= The input =

------

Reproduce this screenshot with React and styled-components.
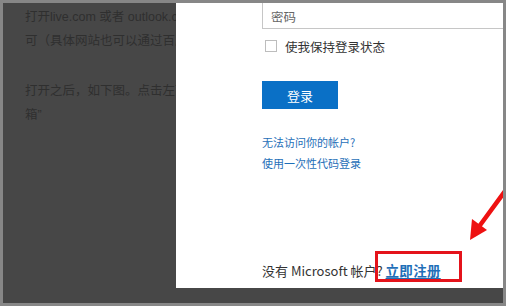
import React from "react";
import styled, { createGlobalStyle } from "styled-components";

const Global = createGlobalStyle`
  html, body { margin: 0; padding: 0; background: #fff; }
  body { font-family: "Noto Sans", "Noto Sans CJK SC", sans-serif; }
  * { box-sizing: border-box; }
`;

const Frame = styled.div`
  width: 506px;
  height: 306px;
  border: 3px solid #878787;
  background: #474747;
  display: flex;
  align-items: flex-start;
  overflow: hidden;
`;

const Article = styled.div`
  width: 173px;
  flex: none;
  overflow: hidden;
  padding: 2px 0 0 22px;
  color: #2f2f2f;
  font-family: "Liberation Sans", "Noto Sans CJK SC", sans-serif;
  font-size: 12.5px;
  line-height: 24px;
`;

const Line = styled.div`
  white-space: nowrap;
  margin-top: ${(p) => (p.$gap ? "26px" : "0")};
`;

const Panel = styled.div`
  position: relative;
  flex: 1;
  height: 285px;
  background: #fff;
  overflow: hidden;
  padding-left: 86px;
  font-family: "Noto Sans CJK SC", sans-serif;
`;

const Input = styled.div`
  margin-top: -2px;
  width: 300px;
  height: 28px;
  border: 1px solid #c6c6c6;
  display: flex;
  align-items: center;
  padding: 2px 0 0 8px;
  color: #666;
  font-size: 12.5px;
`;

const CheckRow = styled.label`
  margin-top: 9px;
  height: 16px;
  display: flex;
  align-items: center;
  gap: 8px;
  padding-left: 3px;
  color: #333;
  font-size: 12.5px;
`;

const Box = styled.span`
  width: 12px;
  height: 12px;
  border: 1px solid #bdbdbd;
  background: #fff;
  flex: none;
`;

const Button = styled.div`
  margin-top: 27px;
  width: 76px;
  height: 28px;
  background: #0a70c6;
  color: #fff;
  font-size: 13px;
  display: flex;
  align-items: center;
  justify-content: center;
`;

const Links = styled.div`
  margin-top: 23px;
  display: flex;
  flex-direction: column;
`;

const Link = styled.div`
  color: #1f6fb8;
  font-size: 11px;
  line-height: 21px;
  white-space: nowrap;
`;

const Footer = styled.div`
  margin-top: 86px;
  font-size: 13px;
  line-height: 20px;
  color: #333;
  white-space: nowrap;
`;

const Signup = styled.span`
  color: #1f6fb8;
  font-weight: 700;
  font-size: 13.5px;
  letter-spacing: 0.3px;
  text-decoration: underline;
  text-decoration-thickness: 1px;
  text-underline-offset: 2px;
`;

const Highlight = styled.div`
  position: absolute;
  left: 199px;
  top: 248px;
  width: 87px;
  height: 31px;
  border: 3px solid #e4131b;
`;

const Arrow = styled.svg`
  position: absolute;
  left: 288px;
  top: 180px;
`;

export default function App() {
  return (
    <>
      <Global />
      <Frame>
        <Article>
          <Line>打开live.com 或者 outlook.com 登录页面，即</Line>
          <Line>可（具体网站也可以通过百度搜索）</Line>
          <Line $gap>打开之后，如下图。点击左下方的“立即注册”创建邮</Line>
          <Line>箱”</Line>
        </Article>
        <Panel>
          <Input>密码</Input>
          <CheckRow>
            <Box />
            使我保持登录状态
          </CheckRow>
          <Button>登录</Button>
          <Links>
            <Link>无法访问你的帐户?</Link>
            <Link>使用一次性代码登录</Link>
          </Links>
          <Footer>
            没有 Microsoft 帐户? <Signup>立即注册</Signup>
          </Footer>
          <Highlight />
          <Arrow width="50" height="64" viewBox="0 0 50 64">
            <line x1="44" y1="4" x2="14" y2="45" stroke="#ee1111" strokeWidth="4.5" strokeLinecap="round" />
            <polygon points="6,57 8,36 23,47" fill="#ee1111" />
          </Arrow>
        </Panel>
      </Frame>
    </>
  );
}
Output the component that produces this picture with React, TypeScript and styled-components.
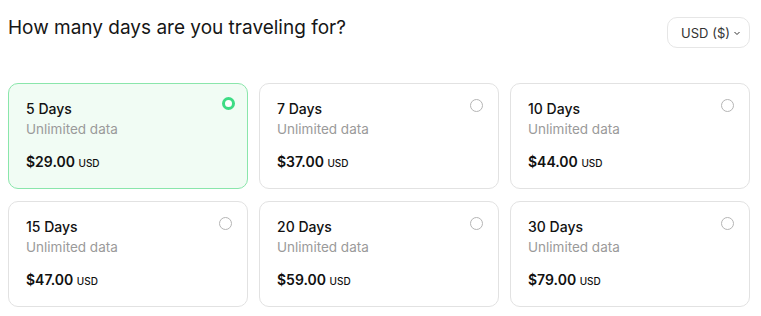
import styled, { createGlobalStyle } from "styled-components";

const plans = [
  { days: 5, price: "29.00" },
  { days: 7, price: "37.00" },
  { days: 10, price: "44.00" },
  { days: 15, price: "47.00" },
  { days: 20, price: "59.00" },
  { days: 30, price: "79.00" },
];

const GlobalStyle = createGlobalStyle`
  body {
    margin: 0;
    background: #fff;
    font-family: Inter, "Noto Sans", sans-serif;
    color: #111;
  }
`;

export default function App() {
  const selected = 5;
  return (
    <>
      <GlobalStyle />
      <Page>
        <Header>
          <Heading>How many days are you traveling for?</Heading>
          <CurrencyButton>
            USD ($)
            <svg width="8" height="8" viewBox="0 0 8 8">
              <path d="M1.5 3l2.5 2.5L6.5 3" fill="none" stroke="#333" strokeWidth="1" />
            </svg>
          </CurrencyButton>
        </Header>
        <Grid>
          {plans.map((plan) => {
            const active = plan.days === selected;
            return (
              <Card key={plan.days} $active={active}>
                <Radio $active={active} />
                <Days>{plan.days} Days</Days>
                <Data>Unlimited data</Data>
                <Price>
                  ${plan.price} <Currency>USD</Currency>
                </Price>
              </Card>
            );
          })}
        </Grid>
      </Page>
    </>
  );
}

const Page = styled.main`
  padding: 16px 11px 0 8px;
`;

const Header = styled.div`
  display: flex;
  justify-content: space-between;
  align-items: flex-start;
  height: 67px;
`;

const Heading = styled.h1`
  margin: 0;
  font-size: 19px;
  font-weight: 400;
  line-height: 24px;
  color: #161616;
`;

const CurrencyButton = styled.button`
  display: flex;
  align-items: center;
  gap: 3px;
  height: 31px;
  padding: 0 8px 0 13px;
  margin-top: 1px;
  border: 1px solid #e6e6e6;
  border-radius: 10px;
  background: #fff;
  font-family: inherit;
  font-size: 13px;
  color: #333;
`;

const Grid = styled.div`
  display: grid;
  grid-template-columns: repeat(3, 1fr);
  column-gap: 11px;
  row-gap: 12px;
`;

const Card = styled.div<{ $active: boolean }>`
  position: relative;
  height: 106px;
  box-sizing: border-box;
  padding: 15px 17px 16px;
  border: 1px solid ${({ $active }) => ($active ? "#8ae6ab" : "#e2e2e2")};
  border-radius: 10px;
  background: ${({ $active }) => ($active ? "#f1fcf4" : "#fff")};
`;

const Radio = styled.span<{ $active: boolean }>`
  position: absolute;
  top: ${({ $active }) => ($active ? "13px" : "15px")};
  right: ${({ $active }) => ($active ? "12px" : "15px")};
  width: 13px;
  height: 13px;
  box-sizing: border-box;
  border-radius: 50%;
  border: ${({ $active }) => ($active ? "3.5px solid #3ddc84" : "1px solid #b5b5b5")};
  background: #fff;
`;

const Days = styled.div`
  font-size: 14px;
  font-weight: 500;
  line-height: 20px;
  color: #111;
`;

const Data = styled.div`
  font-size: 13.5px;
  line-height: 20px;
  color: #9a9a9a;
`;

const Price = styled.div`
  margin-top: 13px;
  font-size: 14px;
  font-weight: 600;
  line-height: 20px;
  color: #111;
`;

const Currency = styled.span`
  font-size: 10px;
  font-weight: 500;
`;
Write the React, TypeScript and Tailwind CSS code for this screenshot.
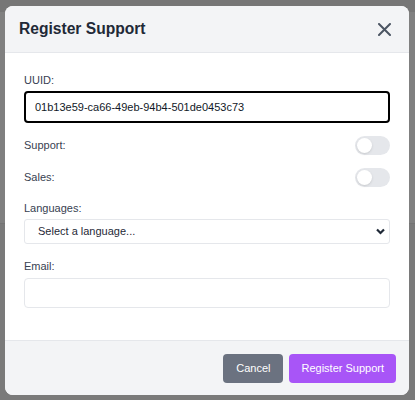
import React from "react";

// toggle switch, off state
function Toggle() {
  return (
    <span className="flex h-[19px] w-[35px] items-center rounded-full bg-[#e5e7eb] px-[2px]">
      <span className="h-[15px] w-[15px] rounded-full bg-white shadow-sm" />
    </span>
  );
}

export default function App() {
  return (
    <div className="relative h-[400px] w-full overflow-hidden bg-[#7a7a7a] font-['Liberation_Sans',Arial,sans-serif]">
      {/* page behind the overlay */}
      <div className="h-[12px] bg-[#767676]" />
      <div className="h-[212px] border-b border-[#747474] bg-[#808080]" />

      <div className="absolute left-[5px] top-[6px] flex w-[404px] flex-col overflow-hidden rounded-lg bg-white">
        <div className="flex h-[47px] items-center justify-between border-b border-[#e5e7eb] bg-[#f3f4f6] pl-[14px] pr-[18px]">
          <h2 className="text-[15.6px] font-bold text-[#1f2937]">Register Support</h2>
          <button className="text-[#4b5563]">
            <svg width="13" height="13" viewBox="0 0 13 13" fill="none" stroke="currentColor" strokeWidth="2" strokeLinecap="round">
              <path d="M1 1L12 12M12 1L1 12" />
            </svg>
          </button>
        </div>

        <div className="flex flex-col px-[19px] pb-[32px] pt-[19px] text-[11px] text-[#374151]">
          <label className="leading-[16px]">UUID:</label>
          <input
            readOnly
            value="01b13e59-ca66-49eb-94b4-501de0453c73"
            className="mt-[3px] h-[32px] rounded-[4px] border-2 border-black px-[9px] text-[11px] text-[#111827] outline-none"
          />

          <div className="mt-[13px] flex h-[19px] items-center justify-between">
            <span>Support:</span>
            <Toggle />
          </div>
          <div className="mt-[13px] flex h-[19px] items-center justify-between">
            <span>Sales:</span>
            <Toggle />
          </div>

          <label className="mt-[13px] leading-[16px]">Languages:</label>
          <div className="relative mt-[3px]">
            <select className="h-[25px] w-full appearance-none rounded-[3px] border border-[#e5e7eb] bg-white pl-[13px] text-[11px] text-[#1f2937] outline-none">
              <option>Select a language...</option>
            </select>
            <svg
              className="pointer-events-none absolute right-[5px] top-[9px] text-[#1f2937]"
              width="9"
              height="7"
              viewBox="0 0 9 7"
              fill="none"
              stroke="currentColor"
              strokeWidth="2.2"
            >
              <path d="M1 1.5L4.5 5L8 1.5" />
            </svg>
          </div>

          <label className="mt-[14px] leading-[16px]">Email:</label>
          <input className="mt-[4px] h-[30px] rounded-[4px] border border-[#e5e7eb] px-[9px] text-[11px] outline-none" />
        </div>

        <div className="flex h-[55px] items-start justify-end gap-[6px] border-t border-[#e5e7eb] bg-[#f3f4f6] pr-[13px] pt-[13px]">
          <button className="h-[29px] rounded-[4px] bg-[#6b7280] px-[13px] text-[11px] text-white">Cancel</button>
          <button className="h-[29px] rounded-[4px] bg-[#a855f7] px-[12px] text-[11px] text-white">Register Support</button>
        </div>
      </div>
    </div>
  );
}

------

Scan the entries above for the word "this" and collect each line holding it.

Reproduce this screenshot with React and styled-components.
Output the component that produces this picture with React, TypeScript and styled-components.
Write the React, TypeScript and Tailwind CSS code for this screenshot.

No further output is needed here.